His mother sent men and horses to fetch Henry Johnes's sister Anne, who sent her an answer in writing, which Henry Johnes hopes will satisfy his mother. Has paid William Morris's servants Rowland Griffith and Griffith Davies £60 by letters of attorney directed to them by William Morris. Hopes to see William Morris in a fortnight or three weeks.

T[homas Sackville, Earl of] Dorset, Dorset House, to his friends the justices of the peace in Caernarfonshire,

Various levies of men were made in the county in the late Queen's time for service in Ireland; for arming and clothing these men various sums of money were to be paid to the Exchequer, of which £123 is unpaid. The particulars thereof are given, so that the justices of the peace in the various divisions of the county can see where the fault lay. Let this be done quickly and the Exchequer paid without delay. Subscribed: Account of the money unpaid in 1601 and 1602, with notes in the hand of William Maurice.

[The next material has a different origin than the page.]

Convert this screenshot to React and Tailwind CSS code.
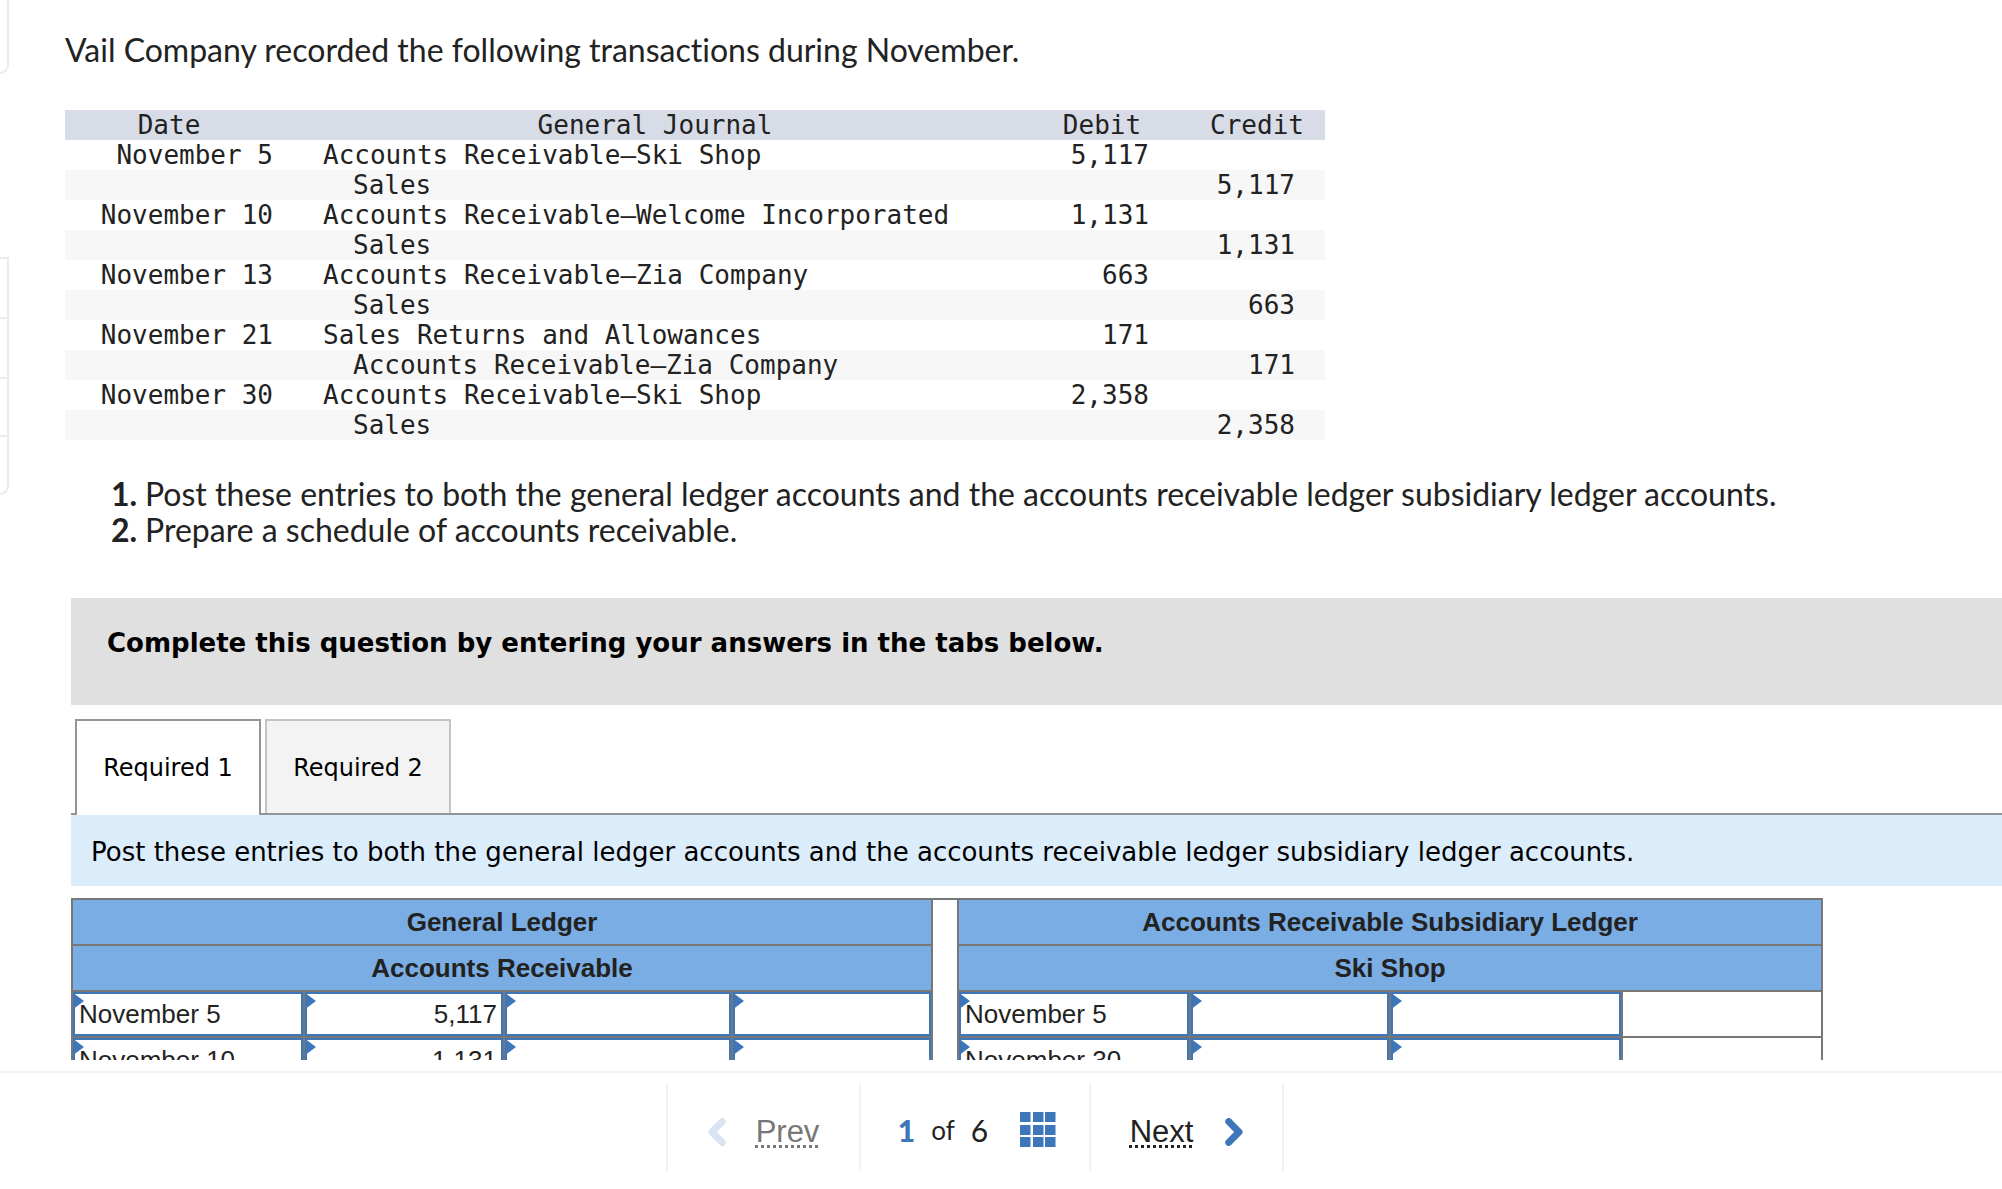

W[illiam] Thomas, Caernarvon, to his father in law William Maurice, esq,

Has sent the bearer as promised, and does not doubt William Maurice's love or his respect for promises of which he received proof at their last conference. Will give William Maurice no cause to consider him ungrateful. Need not remind William Maurice what to write for he knows William Thomas's meaning as pauca sequenty as for William Maurice's indicting it cannot be mended. Had the bearer deliver the letter secretly, so that William Maurice, if he wished, might show some other cause for his coming.